Repeat the entries that follow verbatim, without any of their pictures.

# Start of Provided data

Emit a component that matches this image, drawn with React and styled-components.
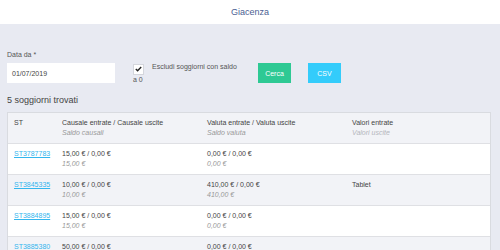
import styled, { createGlobalStyle } from 'styled-components';

const GlobalStyle = createGlobalStyle`
  body {
    margin: 0;
    background: #e8eaf2;
    font-family: 'Liberation Sans', Arial, sans-serif;
    color: #444;
  }
`;

const TopBar = styled.header`
  height: 24px;
  background: #fff;
  display: flex;
  align-items: center;
  justify-content: center;
  font-size: 9px;
  color: #4b5e92;
`;

const Main = styled.main`
  padding: 23px 9px 0 7px;
`;

const Form = styled.div`
  display: flex;
  align-items: flex-start;
`;

const Field = styled.div`
  display: flex;
  flex-direction: column;
`;

const Label = styled.label`
  font-size: 7px;
  line-height: 9px;
  color: #555;
  margin-bottom: 4px;
  margin-top: 3px;
`;

const Input = styled.div`
  width: 108px;
  height: 20px;
  background: #fff;
  box-sizing: border-box;
  padding-left: 5px;
  display: flex;
  align-items: center;
  font-size: 7px;
  color: #444;
`;

const CheckGroup = styled.div`
  width: 108px;
  margin-left: 18px;
  margin-top: 15px;
  font-size: 7px;
  line-height: 10px;
  color: #555;
`;

const Box = styled.span`
  display: inline-flex;
  align-items: center;
  justify-content: center;
  width: 11px;
  height: 11px;
  box-sizing: border-box;
  background: #fff;
  border: 1px solid #d4d6dc;
  margin-right: 8px;
  vertical-align: -3px;
`;

const Button = styled.button`
  width: 33px;
  height: 20px;
  margin-top: 16px;
  margin-left: ${({ $gap }) => $gap}px;
  border: 1px solid ${({ $bg }) => $bg};
  background: ${({ $bg }) => $bg};
  color: #fff;
  font-family: inherit;
  font-size: 7px;
  padding: 0;
`;

const Title = styled.div`
  font-size: 9px;
  margin-top: 10px;
  height: 17px;
  color: #444;
`;

const Table = styled.div`
  border: 1px solid #d9dbe0;
  border-bottom: none;
  background: #fff;
`;

const Row = styled.div`
  display: grid;
  grid-template-columns: 48px 145px 145px 1fr;
  height: 30px;
  border-bottom: 1px solid #dfe0e4;
  background: ${({ $alt }) => ($alt ? '#f2f3f7' : '#fff')};
  font-size: 7px;
  line-height: 10px;
  color: #444;
`;

const Cell = styled.div`
  padding: 5px 0 0 6px;
`;

const Sub = styled.div`
  font-style: italic;
  color: ${({ $light }) => ($light ? '#b4b6bc' : '#999')};
`;

const Link = styled.a`
  color: #33b6ee;
  text-decoration: underline;
`;

const rows = [
  { id: 'ST3787783', c: '15,00 € / 0,00 €', cs: '15,00 €', v: '0,00 € / 0,00 €', vs: '0,00 €', val: '' },
  { id: 'ST3845335', c: '10,00 € / 0,00 €', cs: '10,00 €', v: '410,00 € / 0,00 €', vs: '410,00 €', val: 'Tablet' },
  { id: 'ST3884895', c: '15,00 € / 0,00 €', cs: '15,00 €', v: '0,00 € / 0,00 €', vs: '0,00 €', val: '' },
  { id: 'ST3885380', c: '50,00 € / 0,00 €', cs: '50,00 €', v: '0,00 € / 0,00 €', vs: '0,00 €', val: '' },
];

const App = () => {
  return (
    <>
      <GlobalStyle />
      <TopBar>Giacenza</TopBar>
      <Main>
        <Form>
          <Field>
            <Label>Data da *</Label>
            <Input>01/07/2019</Input>
          </Field>
          <CheckGroup>
            <Box>
              <svg width="7" height="6" viewBox="0 0 7 6">
                <path d="M0.8 3.1 L2.6 4.8 L6.2 1" fill="none" stroke="#222" strokeWidth="1.4" />
              </svg>
            </Box>
            Escludi soggiorni con saldo a 0
          </CheckGroup>
          <Button $bg="#2ec994" $gap={17}>Cerca</Button>
          <Button $bg="#33ccfb" $gap={17}>CSV</Button>
        </Form>
        <Title>5 soggiorni trovati</Title>
        <Table>
          <Row $alt>
            <Cell>ST</Cell>
            <Cell>
              Causale entrate / Causale uscite
              <Sub>Saldo causali</Sub>
            </Cell>
            <Cell>
              Valuta entrate / Valuta uscite
              <Sub>Saldo valuta</Sub>
            </Cell>
            <Cell>
              Valori entrate
              <Sub $light>Valori uscite</Sub>
            </Cell>
          </Row>
          {rows.map((r, i) => (
            <Row key={r.id} $alt={i % 2 === 1}>
              <Cell>
                <Link href="#">{r.id}</Link>
              </Cell>
              <Cell>
                {r.c}
                <Sub>{r.cs}</Sub>
              </Cell>
              <Cell>
                {r.v}
                <Sub>{r.vs}</Sub>
              </Cell>
              <Cell>{r.val}</Cell>
            </Row>
          ))}
        </Table>
      </Main>
    </>
  );
};

export default App;
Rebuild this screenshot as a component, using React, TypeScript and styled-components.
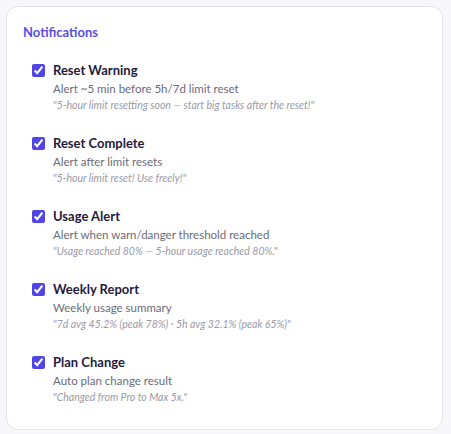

# End of Provided data

▶ Result below
Emit a component that matches this image, drawn with React and styled-components.
import styled, { createGlobalStyle } from 'styled-components';

const GlobalStyle = createGlobalStyle`
  body {
    margin: 0;
    background: #e8eaf2;
    font-family: 'Liberation Sans', Arial, sans-serif;
    color: #444;
  }
`;

const TopBar = styled.header`
  height: 24px;
  background: #fff;
  display: flex;
  align-items: center;
  justify-content: center;
  font-size: 9px;
  color: #4b5e92;
`;

const Main = styled.main`
  padding: 23px 9px 0 7px;
`;

const Form = styled.div`
  display: flex;
  align-items: flex-start;
`;

const Field = styled.div`
  display: flex;
  flex-direction: column;
`;

const Label = styled.label`
  font-size: 7px;
  line-height: 9px;
  color: #555;
  margin-bottom: 4px;
  margin-top: 3px;
`;

const Input = styled.div`
  width: 108px;
  height: 20px;
  background: #fff;
  box-sizing: border-box;
  padding-left: 5px;
  display: flex;
  align-items: center;
  font-size: 7px;
  color: #444;
`;

const CheckGroup = styled.div`
  width: 108px;
  margin-left: 18px;
  margin-top: 15px;
  font-size: 7px;
  line-height: 10px;
  color: #555;
`;

const Box = styled.span`
  display: inline-flex;
  align-items: center;
  justify-content: center;
  width: 11px;
  height: 11px;
  box-sizing: border-box;
  background: #fff;
  border: 1px solid #d4d6dc;
  margin-right: 8px;
  vertical-align: -3px;
`;

const Button = styled.button`
  width: 33px;
  height: 20px;
  margin-top: 16px;
  margin-left: ${({ $gap }) => $gap}px;
  border: 1px solid ${({ $bg }) => $bg};
  background: ${({ $bg }) => $bg};
  color: #fff;
  font-family: inherit;
  font-size: 7px;
  padding: 0;
`;

const Title = styled.div`
  font-size: 9px;
  margin-top: 10px;
  height: 17px;
  color: #444;
`;

const Table = styled.div`
  border: 1px solid #d9dbe0;
  border-bottom: none;
  background: #fff;
`;

const Row = styled.div`
  display: grid;
  grid-template-columns: 48px 145px 145px 1fr;
  height: 30px;
  border-bottom: 1px solid #dfe0e4;
  background: ${({ $alt }) => ($alt ? '#f2f3f7' : '#fff')};
  font-size: 7px;
  line-height: 10px;
  color: #444;
`;

const Cell = styled.div`
  padding: 5px 0 0 6px;
`;

const Sub = styled.div`
  font-style: italic;
  color: ${({ $light }) => ($light ? '#b4b6bc' : '#999')};
`;

const Link = styled.a`
  color: #33b6ee;
  text-decoration: underline;
`;

const rows = [
  { id: 'ST3787783', c: '15,00 € / 0,00 €', cs: '15,00 €', v: '0,00 € / 0,00 €', vs: '0,00 €', val: '' },
  { id: 'ST3845335', c: '10,00 € / 0,00 €', cs: '10,00 €', v: '410,00 € / 0,00 €', vs: '410,00 €', val: 'Tablet' },
  { id: 'ST3884895', c: '15,00 € / 0,00 €', cs: '15,00 €', v: '0,00 € / 0,00 €', vs: '0,00 €', val: '' },
  { id: 'ST3885380', c: '50,00 € / 0,00 €', cs: '50,00 €', v: '0,00 € / 0,00 €', vs: '0,00 €', val: '' },
];

const App = () => {
  return (
    <>
      <GlobalStyle />
      <TopBar>Giacenza</TopBar>
      <Main>
        <Form>
          <Field>
            <Label>Data da *</Label>
            <Input>01/07/2019</Input>
          </Field>
          <CheckGroup>
            <Box>
              <svg width="7" height="6" viewBox="0 0 7 6">
                <path d="M0.8 3.1 L2.6 4.8 L6.2 1" fill="none" stroke="#222" strokeWidth="1.4" />
              </svg>
            </Box>
            Escludi soggiorni con saldo a 0
          </CheckGroup>
          <Button $bg="#2ec994" $gap={17}>Cerca</Button>
          <Button $bg="#33ccfb" $gap={17}>CSV</Button>
        </Form>
        <Title>5 soggiorni trovati</Title>
        <Table>
          <Row $alt>
            <Cell>ST</Cell>
            <Cell>
              Causale entrate / Causale uscite
              <Sub>Saldo causali</Sub>
            </Cell>
            <Cell>
              Valuta entrate / Valuta uscite
              <Sub>Saldo valuta</Sub>
            </Cell>
            <Cell>
              Valori entrate
              <Sub $light>Valori uscite</Sub>
            </Cell>
          </Row>
          {rows.map((r, i) => (
            <Row key={r.id} $alt={i % 2 === 1}>
              <Cell>
                <Link href="#">{r.id}</Link>
              </Cell>
              <Cell>
                {r.c}
                <Sub>{r.cs}</Sub>
              </Cell>
              <Cell>
                {r.v}
                <Sub>{r.vs}</Sub>
              </Cell>
              <Cell>{r.val}</Cell>
            </Row>
          ))}
        </Table>
      </Main>
    </>
  );
};

export default App;
Rebuild this screenshot as a component, using React, TypeScript and styled-components.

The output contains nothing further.